Politics & Government

Lawyers fire opening salvos in Troy Kelley trial

Washington State Auditor Troy Kelley looks over paperwork in the auditor’s conference room on the Capitol Campus in Olympia in 2015. Now he’s on trial.
Washington State Auditor Troy Kelley looks over paperwork in the auditor’s conference room on the Capitol Campus in Olympia in 2015. Now he’s on trial. Staff file, 2015

Federal prosecutors led off their opening statement in State Auditor Troy Kelley’s trial Tuesday by describing a road trip.

For the jury weighing Kelley’s guilt or innocence, it was a potentially accessible introduction to a complicated and esoteric tale of transactions in the real-estate industry.

Assistant U.S. Attorney Andrew Friedman described how Kelley, his wife and kids drove to scenic spots like Yellowstone and Glacier national parks in the summer of 2011. Friedman said Kelley declared that trip on his taxes as a series of business deductions.

Kelley deducted the cost of hotel stays and family meals, Friedman said: “He even deducted the cost of gasoline for the trip.”

Friedman said that trip and tens of thousands of dollars in other personal expenses were the final stage in a yearslong scheme by Kelley to steal and hide $3 million of other people’s money.

Kelley’s defense said no money was stolen or hidden and that prosecutors’ focus on deductions that took place years after Kelley’s alleged thefts underscores what’s wrong with the case.

Defense attorneys have said as trial approached that the case strings together loosely connected allegations to create a picture in the jury’s mind that Kelley is dishonest.

Patty Eakes, who delivered the opening statement for the defense, said some tax deductions can be taken for expenses on a family vacation if work is done during the trip. She said Kelley may have reported some deductions in the wrong locations on tax forms.

“The fact that you make a mistake on your taxes isn’t criminal,” Eakes said.

The statements by Friedman and Eakes followed a day and a half spent narrowing down a pool of about 80 people to 12 jurors and two alternates.

The case involves fees of $100 or more that were charged to people selling or refinancing their homes between 2006 and 2008.

Kelley’s former business, Post Closing Department, ended up with those fees. His company tracked records after the home sales closed to make sure ownership was recorded properly.

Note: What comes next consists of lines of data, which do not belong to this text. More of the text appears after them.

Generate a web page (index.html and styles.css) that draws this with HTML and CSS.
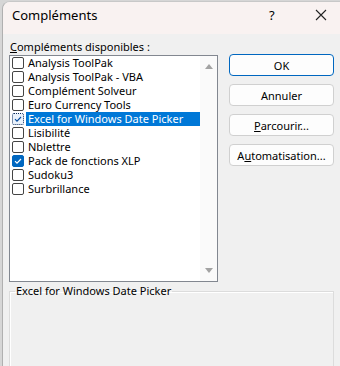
FILE: index.html
```html
<!DOCTYPE html>
<html lang="fr">
<head>
    <meta charset="UTF-8">
    <title>Compléments</title>
    <link rel="stylesheet" href="styles.css">
</head>
<body>
    <div class="window">
        <div class="titlebar">
            <span class="title">Compléments</span>
            <span class="help">?</span>
            <span class="close">
                <svg width="12" height="12" viewBox="0 0 12 12"><path d="M1 1L11 11M11 1L1 11" stroke="#222" stroke-width="1.1" fill="none"/></svg>
            </span>
        </div>
        <div class="content">
            <div class="main">
                <div class="left">
                    <div class="label"><u>C</u>ompléments disponibles :</div>
                    <div class="listbox">
                        <ul class="items">
                            <li><span class="check"></span>Analysis ToolPak</li>
                            <li><span class="check"></span>Analysis ToolPak - VBA</li>
                            <li><span class="check"></span>Complément Solveur</li>
                            <li><span class="check"></span>Euro Currency Tools</li>
                            <li class="selected"><span class="check focus">
                                <svg width="10" height="10" viewBox="0 0 10 10"><path d="M2 5.2L4 7.2L8 3" stroke="#0a4fa0" stroke-width="1.2" fill="none"/></svg>
                            </span><span class="text">Excel for Windows Date Picker</span></li>
                            <li><span class="check"></span>Lisibilité</li>
                            <li><span class="check"></span>Nblettre</li>
                            <li><span class="check checked">
                                <svg width="10" height="10" viewBox="0 0 10 10"><path d="M2 5.2L4 7.2L8 3" stroke="#fff" stroke-width="1.2" fill="none"/></svg>
                            </span>Pack de fonctions XLP</li>
                            <li><span class="check"></span>Sudoku3</li>
                            <li><span class="check"></span>Surbrillance</li>
                        </ul>
                        <div class="scrollbar">
                            <svg width="8" height="5" viewBox="0 0 8 5"><path d="M0 5L4 0L8 5Z" fill="#a3a3a3"/></svg>
                            <svg width="8" height="5" viewBox="0 0 8 5"><path d="M0 0L4 5L8 0Z" fill="#a3a3a3"/></svg>
                        </div>
                    </div>
                </div>
                <div class="buttons">
                    <button class="btn default">OK</button>
                    <button class="btn">Annuler</button>
                    <button class="btn"><u>P</u>arcourir...</button>
                    <button class="btn">A<u>u</u>tomatisation...</button>
                </div>
            </div>
            <fieldset class="details">
                <legend>Excel for Windows Date Picker</legend>
            </fieldset>
        </div>
    </div>
</body>
</html>
```

FILE: styles.css
```css
body {
    margin: 0;
    background-color: #d6d6d6;
    font-family: "Segoe UI", "Noto Sans", "Open Sans", sans-serif;
    font-size: 11px;
    line-height: 14px;
    color: #000;
    overflow: hidden;
}
.window {
    margin: 1px 0 0 2px;
    height: 400px;
    background-color: #f0f0f0;
    border-top: 1px solid #c8c8c8;
    border-left: 1px solid #b0b0b0;
    border-top-left-radius: 8px;
    overflow: hidden;
}
.titlebar {
    height: 26px;
    padding: 0 0 6px 9px;
    background-color: #f9f2f1;
    display: flex;
    align-items: center;
}
.title {
    flex: 1;
    font-size: 13px;
}
.help {
    width: 46px;
    font-size: 13px;
    padding-left: 2px;
}
.close {
    width: 25px;
    display: flex;
    align-items: center;
}
.content {
    padding: 7px 0 0 6px;
}
.main {
    display: flex;
}
.left {
    width: 209px;
}
.label {
    height: 14px;
    padding-left: 1px;
    margin-top: -1px;
    margin-bottom: 1px;
}
.listbox {
    height: 225px;
    background-color: #fff;
    border: 1px solid #828790;
    display: flex;
}
.items {
    list-style: none;
    margin: 0;
    padding: 0 0 0 2px;
    flex: 1;
}
.items li {
    height: 14px;
    display: flex;
    align-items: center;
    white-space: nowrap;
}
.check {
    width: 10px;
    height: 10px;
    border: 1px solid #444;
    border-radius: 2px;
    background-color: #fff;
    margin-right: 4px;
    display: flex;
    align-items: center;
    justify-content: center;
}
.check.checked {
    background-color: #0067c0;
    border-color: #0067c0;
}
.check.focus {
    border: 1px dotted #0a2a5a;
    background-color: #eaf2fb;
}
.selected .text {
    flex: 1;
    margin-left: -2px;
    padding-left: 2px;
    background-color: #0078d7;
    color: #fff;
    height: 14px;
}
.scrollbar {
    width: 17px;
    background-color: #fafafa;
    display: flex;
    flex-direction: column;
    justify-content: space-between;
    align-items: center;
    padding: 8px 0;
}
.buttons {
    margin-left: 11px;
    padding-top: 13px;
    display: flex;
    flex-direction: column;
    gap: 8px;
}
.btn {
    width: 105px;
    height: 22px;
    padding: 0;
    font-family: inherit;
    font-size: 11px;
    color: #000;
    background-color: #fdfdfd;
    border: 1px solid #d0d0d0;
    border-radius: 4px;
}
.btn.default {
    border-color: #0067c0;
}
.details {
    margin: 2px 0 0 0;
    width: 325px;
    height: 100px;
    padding: 0;
    border: 1px solid #dcdcdc;
    box-shadow: inset 1px 1px 0 #fff;
    box-sizing: border-box;
}
.details legend {
    padding: 0 1px;
    margin-left: 5px;
}
```
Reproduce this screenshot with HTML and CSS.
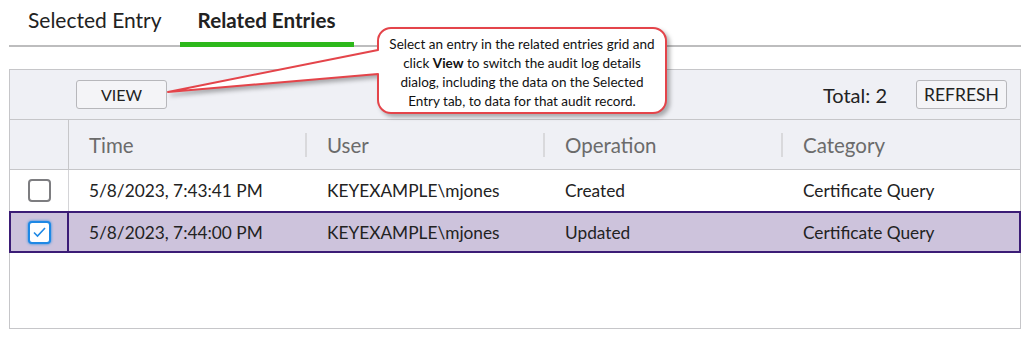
FILE: index.html
```html
<!DOCTYPE html>
<html lang="en">
<head>
  <meta charset="UTF-8">
  <title>Audit Log Details - Related Entries</title>
  <link rel="stylesheet" href="styles.css">
</head>
<body>
  <div class="page">
    <div class="tabs">
      <div class="tab">Selected Entry</div>
      <div class="tab active">Related Entries</div>
    </div>

    <div class="grid">
      <div class="toolbar">
        <button class="btn">VIEW</button>
        <div class="spacer"></div>
        <span class="total">Total: 2</span>
        <button class="btn refresh">REFRESH</button>
      </div>

      <div class="row head">
        <div class="cell check"></div>
        <div class="cell"><span class="sep"></span>Time</div>
        <div class="cell"><span class="sep"></span>User</div>
        <div class="cell"><span class="sep"></span>Operation</div>
        <div class="cell"><span class="sep"></span>Category</div>
      </div>

      <div class="row">
        <div class="cell check"><span class="box"></span></div>
        <div class="cell">5/8/2023, 7:43:41 PM</div>
        <div class="cell">KEYEXAMPLE\mjones</div>
        <div class="cell">Created</div>
        <div class="cell">Certificate Query</div>
      </div>

      <div class="row selected">
        <div class="cell check">
          <span class="box checked">
            <svg width="15" height="12" viewBox="0 0 15 12"><path d="M2 6.5 L5.5 10 L13 2" fill="none" stroke="#1e88e5" stroke-width="1.6"/></svg>
          </span>
        </div>
        <div class="cell">5/8/2023, 7:44:00 PM</div>
        <div class="cell">KEYEXAMPLE\mjones</div>
        <div class="cell">Updated</div>
        <div class="cell">Certificate Query</div>
      </div>

      <div class="empty"></div>
    </div>

    <!-- callout overlay -->
    <svg class="callout-shape" width="700" height="130" viewBox="0 0 700 130">
      <path d="M391 28 L653 28 A13 13 0 0 1 666 41 L666 100 A13 13 0 0 1 653 113 L391 113 A13 13 0 0 1 378 100 L378 74 L168 92 L378 50 L378 41 A13 13 0 0 1 391 28 Z"
            fill="#fff" stroke="#e4444a" stroke-width="2" stroke-linejoin="round"/>
    </svg>
    <div class="callout-text">
      <p>Select an entry in the related entries grid and<br>
      click <b>View</b> to switch the audit log details<br>
      dialog, including the data on the Selected<br>
      Entry tab, to data for that audit record.</p>
    </div>
  </div>
</body>
</html>
```

FILE: styles.css
```css
body {
  margin: 0;
  background: #fff;
  font-family: 'Lato', 'Open Sans', sans-serif;
  color: #222;
}
.page {
  position: relative;
  padding: 0 9px;
  width: 1012px;
}
.tabs {
  display: flex;
  padding-left: 1px;
  border-bottom: 2px solid #bdbdbe;
  height: 45px;
}
.tab {
  padding: 8px 18px 0;
  height: 37px;
  line-height: 24px;
  font-size: 21px;
  color: #222;
}
.tab.active {
  font-weight: bold;
  font-size: 20.6px;
  border-bottom: 5px solid #2db81b;
  height: 34px;
}
.grid {
  margin-top: 22px;
  border: 1px solid #c6c6c9;
  height: 258px;
  display: flex;
  flex-direction: column;
}
.toolbar {
  display: flex;
  align-items: center;
  height: 49px;
  background: #eff0f5;
  border-bottom: 1px solid #c6c6c9;
  padding: 0 13px 0 66px;
}
.spacer {
  flex: 1;
}
.btn {
  font-family: inherit;
  font-size: 16px;
  color: #222;
  background: #f4f4f7;
  border: 1px solid #b7b7bb;
  border-radius: 3px;
  width: 91px;
  height: 29px;
  padding: 0;
}
.btn.refresh {
  font-size: 17.5px;
}
.total {
  font-size: 20px;
  margin-right: 29px;
}
.row {
  display: grid;
  grid-template-columns: 59px 238px 238px 238px 1fr;
  height: 41px;
  border-bottom: 1px solid #d4d4d7;
  font-size: 17.3px;
}
.row.head {
  height: 49px;
  background: #eff0f5;
  border-bottom: 1px solid #c6c6c9;
  font-size: 20.5px;
  color: #6b6b6b;
}
.cell {
  position: relative;
  display: flex;
  align-items: center;
  padding-left: 20px;
  white-space: nowrap;
}
.cell.check {
  padding-left: 0;
  justify-content: center;
  border-right: 1px solid #d4d4d7;
}
.head .cell.check {
  border-right-color: #c6c6c9;
}
.sep {
  position: absolute;
  left: -2px;
  top: 13px;
  height: 24px;
  border-left: 2px solid #d9d9dc;
}
.head .cell:nth-child(2) .sep {
  display: none;
}
.box {
  width: 19px;
  height: 19px;
  border: 2px solid #7d7d80;
  border-radius: 4px;
  background: #fff;
  display: flex;
  align-items: center;
  justify-content: center;
}
.box.checked {
  border-color: #1e88e5;
  box-shadow: 0 0 3px #1e88e5;
}
.row.selected {
  background: #cdc3dc;
  height: 38px;
  border: 2px solid #3b1c76;
  margin: -1px -1px 0;
  grid-template-columns: 58px 238px 238px 238px 1fr;
}
.row.selected .cell.check {
  border-right: 2px solid #3b1c76;
}
.empty {
  flex: 1;
}
.callout-shape {
  position: absolute;
  left: 0;
  top: 0;
  filter: drop-shadow(3px 3px 2px rgba(0, 0, 0, 0.3));
}
.callout-text {
  position: absolute;
  left: 380px;
  top: 31px;
  width: 284px;
  height: 83px;
  display: flex;
  align-items: center;
  justify-content: center;
  text-align: center;
  font-size: 13.5px;
  line-height: 19px;
  color: #111;
}
.callout-text p {
  margin: 0;
}
```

“They paid him for a service. He performed the service that they paid him for,” Eakes said.

That service was vital to make sure the ownership of the home or responsibility for the mortgage wouldn’t be in dispute later, Eakes said. If a dispute did come up, Kelley could be on the hook. Taking on legal responsibility was one of the services he provided, Eakes said.

Prosecutors contend Kelley had told escrow companies he would charge a flat $15 or $20 to track deeds and refund the rest of the fee to a homeowner — but that he wrote just 82 refund checks out of some 20,000 transactions.

“He pocketed the money,” Friedman said. “He stole that money $100 at a time from tens of thousands of borrowers.”

Statements like that one prompted Kelley’s attorney, Angelo Calfo, to ask U.S. District Judge Ronald Leighton to declare a mistrial.

With jurors out of the courtroom, Calfo contended prosecutors have changed their story about whether the money belonged to title companies or borrowers. The defense is “getting whipsawed,” he said.

Prosecutors have said they don’t need to prove whose money it was, only that it didn’t belong to Kelley.

Leighton rejected the mistrial motion.

Once Kelley had the money, prosecutors say he hid at least $1.4 million from the Internal Revenue Service and homeowners who sued escrow companies to try to get their money back. He shuffled the money through a series of accounts, they say.

Many of the 16 felony counts Kelley faces relate to alleged concealment, including money laundering and making false declarations.

Eakes said Kelley never hid money. She said he held it separately as an insurance policy against liability and disclosed it in several ways.

She said he paid taxes on the money after he resolved a title company’s lawsuit against him and started withdrawing it in installments of $245,000 a year.

Friedman said Kelley took deductions — including for tennis lessons, a zoo membership, and toys and books for his kids — to make those withdrawals look legitimate and to reduce his tax burden.

Eakes described Kelley to jurors as a family man and coach of his two sons’ teams who has volunteered for military service and public service.

A lieutenant colonel in the National Guard, the Tacoma Democrat served in the state House before his 2012 election as auditor.

“He won’t be running for any re-election again,” Eakes said. “This case has been the end of his political career.”